§ Aim of the exercise
Gather every line below where "this" appears.
* begin Input data *
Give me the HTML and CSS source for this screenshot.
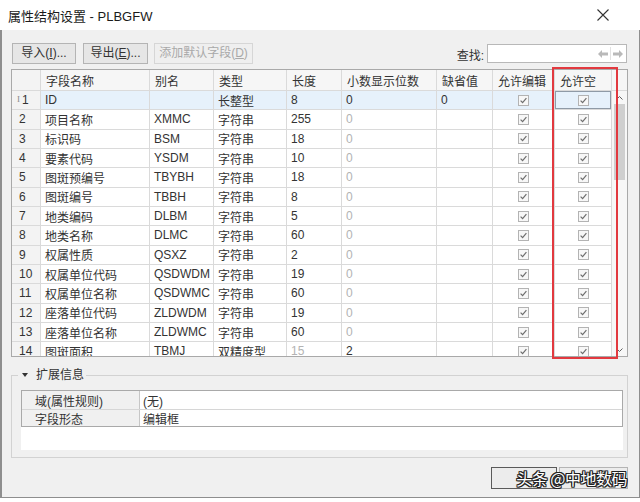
* end Input data *
* begin Input data *
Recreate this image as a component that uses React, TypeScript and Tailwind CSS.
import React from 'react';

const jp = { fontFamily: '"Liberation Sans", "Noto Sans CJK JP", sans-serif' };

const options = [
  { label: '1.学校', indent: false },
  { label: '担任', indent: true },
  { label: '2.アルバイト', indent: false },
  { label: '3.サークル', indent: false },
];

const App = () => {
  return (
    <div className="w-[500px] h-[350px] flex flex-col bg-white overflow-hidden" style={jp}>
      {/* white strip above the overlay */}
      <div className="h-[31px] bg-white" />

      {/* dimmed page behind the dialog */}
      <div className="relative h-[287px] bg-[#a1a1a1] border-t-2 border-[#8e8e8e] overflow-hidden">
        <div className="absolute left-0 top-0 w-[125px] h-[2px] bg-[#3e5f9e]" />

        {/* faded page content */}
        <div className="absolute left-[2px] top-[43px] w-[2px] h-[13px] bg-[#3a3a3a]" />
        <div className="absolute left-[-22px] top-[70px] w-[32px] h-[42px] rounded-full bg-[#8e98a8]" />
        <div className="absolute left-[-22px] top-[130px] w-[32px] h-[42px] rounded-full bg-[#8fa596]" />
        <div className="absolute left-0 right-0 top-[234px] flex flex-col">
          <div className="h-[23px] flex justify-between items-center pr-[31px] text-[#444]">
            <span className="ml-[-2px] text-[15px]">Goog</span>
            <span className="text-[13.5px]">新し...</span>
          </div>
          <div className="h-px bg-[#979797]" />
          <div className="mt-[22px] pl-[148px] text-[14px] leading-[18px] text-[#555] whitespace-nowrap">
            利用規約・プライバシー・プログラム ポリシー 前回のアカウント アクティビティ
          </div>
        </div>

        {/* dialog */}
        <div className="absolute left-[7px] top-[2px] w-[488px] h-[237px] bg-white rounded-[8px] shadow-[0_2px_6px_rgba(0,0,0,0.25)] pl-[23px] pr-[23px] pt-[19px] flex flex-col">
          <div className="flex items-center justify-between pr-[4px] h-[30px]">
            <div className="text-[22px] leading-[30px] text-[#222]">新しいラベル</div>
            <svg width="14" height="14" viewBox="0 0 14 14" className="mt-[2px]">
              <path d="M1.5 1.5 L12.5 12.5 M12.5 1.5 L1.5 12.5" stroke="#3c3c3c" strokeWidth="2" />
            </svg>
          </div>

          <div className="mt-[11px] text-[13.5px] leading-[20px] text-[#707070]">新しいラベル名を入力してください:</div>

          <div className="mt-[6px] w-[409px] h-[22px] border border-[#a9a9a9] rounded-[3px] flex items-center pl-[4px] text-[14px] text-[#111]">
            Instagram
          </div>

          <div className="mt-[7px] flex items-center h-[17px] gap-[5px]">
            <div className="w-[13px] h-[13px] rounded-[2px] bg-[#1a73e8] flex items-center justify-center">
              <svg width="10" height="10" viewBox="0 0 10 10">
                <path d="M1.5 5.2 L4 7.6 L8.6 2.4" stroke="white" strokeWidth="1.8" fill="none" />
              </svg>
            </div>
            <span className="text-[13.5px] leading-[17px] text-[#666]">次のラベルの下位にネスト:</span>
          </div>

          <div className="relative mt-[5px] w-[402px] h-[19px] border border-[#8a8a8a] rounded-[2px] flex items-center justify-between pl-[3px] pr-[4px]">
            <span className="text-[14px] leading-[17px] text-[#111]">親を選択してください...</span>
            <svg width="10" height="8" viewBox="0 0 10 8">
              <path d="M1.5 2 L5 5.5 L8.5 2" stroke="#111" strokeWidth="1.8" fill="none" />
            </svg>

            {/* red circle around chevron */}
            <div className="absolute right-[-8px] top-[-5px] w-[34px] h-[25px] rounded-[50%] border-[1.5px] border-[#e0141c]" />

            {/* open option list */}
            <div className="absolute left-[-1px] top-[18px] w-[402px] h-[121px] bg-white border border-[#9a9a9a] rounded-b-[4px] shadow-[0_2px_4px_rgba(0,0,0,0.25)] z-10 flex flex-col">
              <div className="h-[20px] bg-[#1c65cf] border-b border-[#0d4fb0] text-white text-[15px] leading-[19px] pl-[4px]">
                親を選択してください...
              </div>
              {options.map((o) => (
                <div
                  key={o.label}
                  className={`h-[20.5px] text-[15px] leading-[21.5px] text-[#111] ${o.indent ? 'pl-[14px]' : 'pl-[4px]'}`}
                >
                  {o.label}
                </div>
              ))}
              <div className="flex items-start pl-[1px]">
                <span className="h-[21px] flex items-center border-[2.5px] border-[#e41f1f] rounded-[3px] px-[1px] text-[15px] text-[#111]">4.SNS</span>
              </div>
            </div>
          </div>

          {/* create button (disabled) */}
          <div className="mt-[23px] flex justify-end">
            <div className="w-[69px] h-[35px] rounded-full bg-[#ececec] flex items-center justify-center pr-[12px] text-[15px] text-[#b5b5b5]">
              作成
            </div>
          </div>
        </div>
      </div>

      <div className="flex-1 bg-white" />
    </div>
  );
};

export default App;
* end Input data *
* begin Input data *
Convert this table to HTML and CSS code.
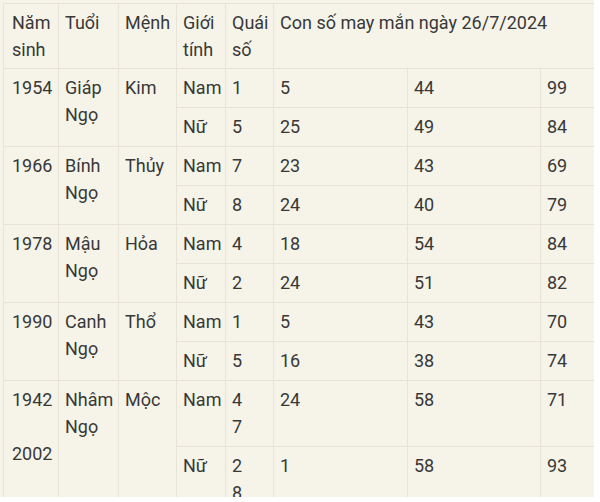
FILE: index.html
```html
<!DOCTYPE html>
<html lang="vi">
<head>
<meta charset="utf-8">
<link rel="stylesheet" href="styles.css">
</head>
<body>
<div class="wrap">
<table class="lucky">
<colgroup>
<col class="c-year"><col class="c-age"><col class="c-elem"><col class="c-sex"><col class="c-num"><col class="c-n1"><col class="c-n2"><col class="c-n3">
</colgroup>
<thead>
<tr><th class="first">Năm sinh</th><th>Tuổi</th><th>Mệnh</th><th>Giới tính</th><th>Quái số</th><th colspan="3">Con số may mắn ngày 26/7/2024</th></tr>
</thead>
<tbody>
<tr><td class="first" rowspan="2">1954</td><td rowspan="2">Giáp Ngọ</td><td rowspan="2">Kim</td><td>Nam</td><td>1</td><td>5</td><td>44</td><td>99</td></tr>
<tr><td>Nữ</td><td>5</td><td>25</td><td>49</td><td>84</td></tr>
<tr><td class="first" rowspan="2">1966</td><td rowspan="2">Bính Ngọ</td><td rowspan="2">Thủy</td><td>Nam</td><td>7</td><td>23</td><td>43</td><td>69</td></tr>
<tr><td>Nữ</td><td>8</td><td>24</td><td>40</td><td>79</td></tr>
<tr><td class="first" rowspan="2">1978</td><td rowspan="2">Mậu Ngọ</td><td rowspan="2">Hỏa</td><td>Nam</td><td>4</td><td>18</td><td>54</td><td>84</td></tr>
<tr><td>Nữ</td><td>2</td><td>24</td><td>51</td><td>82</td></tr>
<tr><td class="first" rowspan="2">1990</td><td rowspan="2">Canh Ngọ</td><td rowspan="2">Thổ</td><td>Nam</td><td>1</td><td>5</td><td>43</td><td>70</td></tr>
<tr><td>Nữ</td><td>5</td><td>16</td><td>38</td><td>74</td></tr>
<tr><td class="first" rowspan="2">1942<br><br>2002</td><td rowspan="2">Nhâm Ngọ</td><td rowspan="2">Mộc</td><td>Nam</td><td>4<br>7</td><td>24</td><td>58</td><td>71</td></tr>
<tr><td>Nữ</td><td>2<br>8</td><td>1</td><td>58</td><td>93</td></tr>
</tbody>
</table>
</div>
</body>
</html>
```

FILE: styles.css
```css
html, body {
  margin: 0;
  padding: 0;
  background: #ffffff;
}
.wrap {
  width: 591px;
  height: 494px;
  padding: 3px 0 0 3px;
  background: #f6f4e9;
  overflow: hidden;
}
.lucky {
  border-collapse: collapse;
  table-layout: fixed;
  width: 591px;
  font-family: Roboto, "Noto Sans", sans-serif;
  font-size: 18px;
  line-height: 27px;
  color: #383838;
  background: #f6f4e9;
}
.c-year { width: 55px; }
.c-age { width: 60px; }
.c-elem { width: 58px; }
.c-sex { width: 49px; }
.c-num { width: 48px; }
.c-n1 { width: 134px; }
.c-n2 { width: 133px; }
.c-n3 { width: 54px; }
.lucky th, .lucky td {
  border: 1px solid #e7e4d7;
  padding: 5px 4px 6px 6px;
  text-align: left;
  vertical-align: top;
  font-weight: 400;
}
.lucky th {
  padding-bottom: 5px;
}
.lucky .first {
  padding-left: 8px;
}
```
* end Input data *
§ The result
Give me the HTML and CSS source for this screenshot.
Recreate this image as a component that uses React, TypeScript and Tailwind CSS.
Convert this table to HTML and CSS code.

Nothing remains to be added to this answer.